— begin Dataset records —

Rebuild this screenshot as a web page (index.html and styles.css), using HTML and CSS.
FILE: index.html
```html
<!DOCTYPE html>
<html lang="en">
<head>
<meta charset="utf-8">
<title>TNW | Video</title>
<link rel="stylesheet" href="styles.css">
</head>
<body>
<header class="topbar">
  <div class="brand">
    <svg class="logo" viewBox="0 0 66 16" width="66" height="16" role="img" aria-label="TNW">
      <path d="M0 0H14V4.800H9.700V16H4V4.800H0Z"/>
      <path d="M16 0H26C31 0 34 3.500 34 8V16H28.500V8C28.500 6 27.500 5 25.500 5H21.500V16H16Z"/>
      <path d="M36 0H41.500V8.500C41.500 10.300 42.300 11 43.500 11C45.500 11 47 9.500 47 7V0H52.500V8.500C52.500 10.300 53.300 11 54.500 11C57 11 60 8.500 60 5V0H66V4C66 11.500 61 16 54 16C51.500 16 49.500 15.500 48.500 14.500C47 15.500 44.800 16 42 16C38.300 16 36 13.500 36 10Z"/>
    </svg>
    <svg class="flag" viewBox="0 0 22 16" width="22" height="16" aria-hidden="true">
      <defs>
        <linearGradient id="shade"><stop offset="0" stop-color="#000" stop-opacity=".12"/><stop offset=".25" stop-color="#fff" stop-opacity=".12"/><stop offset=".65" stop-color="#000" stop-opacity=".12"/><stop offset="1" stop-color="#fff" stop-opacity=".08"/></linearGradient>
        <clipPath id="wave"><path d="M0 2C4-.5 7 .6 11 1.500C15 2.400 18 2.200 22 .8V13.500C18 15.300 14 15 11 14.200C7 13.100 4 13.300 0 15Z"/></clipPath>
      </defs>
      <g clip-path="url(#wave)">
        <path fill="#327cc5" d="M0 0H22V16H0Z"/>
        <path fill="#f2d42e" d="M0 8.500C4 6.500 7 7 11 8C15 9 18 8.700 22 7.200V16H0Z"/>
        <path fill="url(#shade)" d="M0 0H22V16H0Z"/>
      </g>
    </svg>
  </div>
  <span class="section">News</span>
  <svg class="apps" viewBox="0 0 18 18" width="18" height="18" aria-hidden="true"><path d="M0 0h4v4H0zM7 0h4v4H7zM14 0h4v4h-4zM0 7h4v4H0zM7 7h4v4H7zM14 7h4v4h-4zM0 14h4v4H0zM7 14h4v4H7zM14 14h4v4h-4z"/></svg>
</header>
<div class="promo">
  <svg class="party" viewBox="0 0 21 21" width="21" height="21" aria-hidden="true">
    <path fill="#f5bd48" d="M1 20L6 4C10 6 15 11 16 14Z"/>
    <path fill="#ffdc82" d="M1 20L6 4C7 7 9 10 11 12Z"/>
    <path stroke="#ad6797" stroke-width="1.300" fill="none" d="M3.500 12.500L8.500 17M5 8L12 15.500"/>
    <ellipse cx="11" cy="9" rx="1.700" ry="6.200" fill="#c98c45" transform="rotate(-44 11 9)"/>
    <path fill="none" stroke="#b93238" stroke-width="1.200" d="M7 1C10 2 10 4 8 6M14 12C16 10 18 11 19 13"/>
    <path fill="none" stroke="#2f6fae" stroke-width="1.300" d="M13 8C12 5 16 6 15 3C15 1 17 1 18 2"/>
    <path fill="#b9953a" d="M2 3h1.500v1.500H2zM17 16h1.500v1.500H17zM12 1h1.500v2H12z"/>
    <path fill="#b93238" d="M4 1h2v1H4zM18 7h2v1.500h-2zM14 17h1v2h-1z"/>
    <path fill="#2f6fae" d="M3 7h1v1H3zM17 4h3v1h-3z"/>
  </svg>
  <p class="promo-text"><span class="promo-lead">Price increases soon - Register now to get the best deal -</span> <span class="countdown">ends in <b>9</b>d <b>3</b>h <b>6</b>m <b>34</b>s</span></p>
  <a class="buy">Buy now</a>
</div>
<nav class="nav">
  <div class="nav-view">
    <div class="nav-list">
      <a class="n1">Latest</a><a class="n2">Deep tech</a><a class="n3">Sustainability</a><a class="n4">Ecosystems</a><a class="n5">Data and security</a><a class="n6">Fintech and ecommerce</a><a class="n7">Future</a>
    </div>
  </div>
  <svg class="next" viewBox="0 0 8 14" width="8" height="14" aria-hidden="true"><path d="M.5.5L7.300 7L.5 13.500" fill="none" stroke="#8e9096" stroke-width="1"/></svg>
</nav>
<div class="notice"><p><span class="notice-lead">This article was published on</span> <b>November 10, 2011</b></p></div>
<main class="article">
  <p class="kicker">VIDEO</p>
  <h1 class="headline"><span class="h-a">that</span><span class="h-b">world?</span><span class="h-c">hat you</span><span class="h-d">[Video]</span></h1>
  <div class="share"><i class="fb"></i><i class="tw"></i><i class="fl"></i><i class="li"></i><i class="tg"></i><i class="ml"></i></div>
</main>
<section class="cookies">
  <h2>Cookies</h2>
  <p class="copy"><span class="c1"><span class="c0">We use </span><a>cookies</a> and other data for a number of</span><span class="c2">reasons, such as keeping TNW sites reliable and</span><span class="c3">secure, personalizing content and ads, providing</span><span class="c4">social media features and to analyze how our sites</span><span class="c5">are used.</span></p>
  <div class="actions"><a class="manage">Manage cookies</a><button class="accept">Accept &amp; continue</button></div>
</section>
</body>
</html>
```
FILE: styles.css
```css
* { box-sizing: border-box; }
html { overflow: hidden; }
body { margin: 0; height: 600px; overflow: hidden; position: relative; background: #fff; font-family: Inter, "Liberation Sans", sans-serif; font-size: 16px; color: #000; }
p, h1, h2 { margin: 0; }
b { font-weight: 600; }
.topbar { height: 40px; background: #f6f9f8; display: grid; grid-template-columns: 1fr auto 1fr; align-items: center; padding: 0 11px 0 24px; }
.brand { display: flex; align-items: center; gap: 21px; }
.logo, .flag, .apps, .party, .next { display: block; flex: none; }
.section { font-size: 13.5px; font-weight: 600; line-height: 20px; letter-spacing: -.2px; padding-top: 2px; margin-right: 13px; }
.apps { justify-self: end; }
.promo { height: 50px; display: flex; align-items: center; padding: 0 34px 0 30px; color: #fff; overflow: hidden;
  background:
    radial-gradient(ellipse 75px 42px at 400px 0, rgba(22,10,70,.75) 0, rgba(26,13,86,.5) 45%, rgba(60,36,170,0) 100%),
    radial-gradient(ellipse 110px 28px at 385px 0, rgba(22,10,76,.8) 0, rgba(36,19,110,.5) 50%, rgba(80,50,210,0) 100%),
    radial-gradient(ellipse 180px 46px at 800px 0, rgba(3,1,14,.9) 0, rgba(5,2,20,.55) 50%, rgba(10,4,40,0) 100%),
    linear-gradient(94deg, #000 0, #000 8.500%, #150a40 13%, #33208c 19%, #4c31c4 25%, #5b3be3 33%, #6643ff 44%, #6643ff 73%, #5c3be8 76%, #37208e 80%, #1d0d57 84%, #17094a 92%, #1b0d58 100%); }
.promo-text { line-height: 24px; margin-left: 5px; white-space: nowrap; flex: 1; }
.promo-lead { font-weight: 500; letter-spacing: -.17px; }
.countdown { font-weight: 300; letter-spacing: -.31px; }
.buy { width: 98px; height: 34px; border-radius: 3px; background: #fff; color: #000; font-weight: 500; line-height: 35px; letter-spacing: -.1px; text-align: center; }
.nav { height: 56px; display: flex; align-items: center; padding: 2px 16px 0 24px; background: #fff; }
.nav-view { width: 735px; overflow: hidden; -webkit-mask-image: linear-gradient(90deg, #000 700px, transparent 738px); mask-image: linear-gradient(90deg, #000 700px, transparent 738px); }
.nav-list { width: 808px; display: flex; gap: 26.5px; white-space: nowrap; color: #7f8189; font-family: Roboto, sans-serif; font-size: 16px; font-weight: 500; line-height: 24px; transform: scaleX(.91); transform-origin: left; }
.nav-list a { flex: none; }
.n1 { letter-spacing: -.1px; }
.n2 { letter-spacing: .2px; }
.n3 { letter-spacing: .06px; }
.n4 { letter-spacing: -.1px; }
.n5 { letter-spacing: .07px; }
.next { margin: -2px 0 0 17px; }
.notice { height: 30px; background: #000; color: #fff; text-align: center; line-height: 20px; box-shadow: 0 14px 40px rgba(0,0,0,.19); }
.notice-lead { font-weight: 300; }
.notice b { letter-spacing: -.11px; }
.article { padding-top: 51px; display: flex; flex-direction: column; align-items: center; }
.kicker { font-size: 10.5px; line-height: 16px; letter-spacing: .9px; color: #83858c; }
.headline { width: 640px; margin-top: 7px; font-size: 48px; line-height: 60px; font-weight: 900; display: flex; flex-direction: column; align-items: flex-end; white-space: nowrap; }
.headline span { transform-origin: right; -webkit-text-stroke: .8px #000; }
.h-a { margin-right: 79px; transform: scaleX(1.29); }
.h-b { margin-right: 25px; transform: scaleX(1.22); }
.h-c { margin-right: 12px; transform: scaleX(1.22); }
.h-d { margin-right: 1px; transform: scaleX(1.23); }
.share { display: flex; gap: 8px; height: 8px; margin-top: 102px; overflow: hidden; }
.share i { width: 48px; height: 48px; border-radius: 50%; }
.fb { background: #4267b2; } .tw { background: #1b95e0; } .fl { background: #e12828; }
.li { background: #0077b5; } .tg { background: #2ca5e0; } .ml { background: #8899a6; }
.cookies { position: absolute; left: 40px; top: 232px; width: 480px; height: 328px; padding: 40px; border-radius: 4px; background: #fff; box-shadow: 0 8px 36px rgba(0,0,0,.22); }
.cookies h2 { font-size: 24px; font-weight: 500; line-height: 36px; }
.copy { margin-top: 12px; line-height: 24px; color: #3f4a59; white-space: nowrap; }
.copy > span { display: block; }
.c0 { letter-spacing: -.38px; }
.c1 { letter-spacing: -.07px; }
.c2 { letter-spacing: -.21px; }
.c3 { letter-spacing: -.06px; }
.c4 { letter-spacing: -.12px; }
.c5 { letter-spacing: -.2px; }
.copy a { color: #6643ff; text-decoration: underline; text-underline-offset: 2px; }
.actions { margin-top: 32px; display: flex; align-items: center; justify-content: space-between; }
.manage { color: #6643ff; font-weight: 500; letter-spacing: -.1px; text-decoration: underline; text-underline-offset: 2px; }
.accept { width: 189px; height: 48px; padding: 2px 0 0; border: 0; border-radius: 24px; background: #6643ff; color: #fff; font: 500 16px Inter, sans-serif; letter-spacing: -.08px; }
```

— end Dataset records —
— begin Dataset records —

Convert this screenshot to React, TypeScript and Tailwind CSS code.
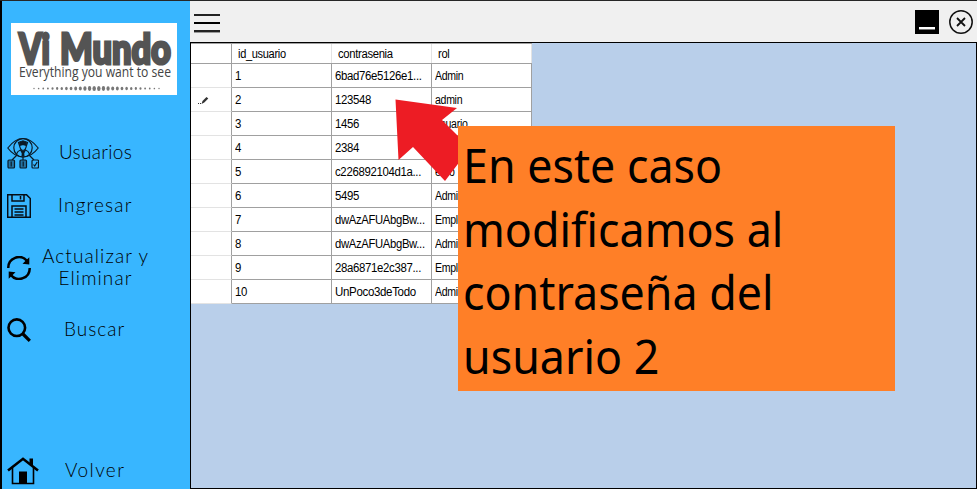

— end Dataset records —

§ **What the task asks**
Scan the data for the word "index" and copy every line where it shows up.

§ **Correct response**
Rebuild this screenshot as a web page (index.html and styles.css), using HTML and CSS.
FILE: index.html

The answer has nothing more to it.